At the end of last year, Kantar reported that M&S had overtaken Waitrose in market share for the first time outside the Christmas period. A slight dip in Waitrose’s share of the grocery market – by 0.11 per cent, to 3.91 per cent – came as M&S beat every other supermarket in sales growth.
Seemingly feeling the pressure, Bailey has also announced a slew of new concepts to help Waitrose get its mojo back. These include revamping its ever-popular Duchy Organic range, introducing more products to the own-brand No 1 Waitrose & Partners range, and offering free recipe cards from celebrity chef Yotam Ottolenghi. It has also retained its fresh food counters at a time when many of its rivals have ditched them to cut costs.
But the supermarket’s work cannot stop there – especially when M&S now owns half of Ocado, which, in the latest supermarket price comparison report from Which?, scored higher in terms of value than Waitrose.

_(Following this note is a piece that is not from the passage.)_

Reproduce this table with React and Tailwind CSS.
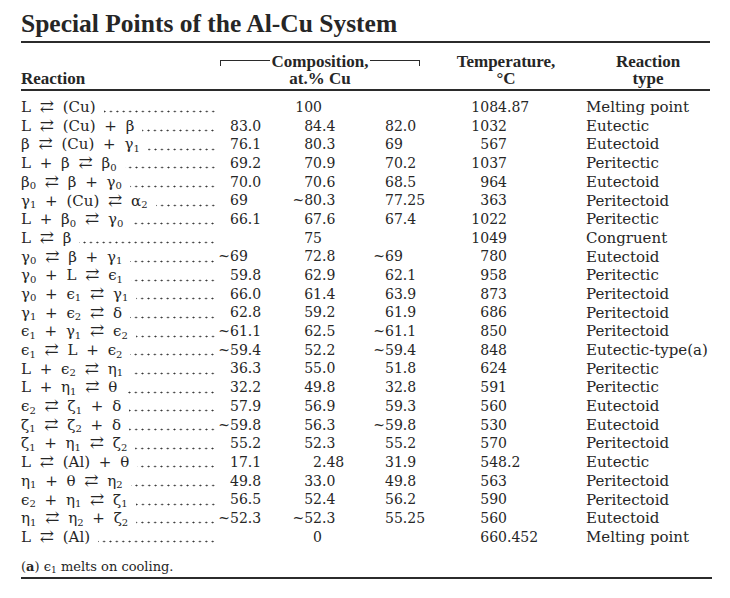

To add insult to injury, Ocado partnered with Waitrose before the merger.
That’s not to say that Ocado hasn’t been free of stumbles, but it reported a record-breaking Christmas and has been growing sales and market share at a fair clip thanks in no small part to the presence of M&S food on its website.
Life’s tough at the top end of the supermarket sector – even more so given that chairman Jason Tarry, who joined from Tesco last September, will want to signal to consumers and the markets that Waitrose is still a contender, after a dismal few years in which the hallowed annual bonus hasn’t been paid to staff (known as “partners”). But I suspect that it will take more than a few free coffees for Waitrose to wrest back its crown as the favourite shop of the middle classes from M&S.
Still, showing your customers a little love is never a bad thing – and if that means letting them fill up their coffee cups for free before they inevitably fill up their trolleys, so be it.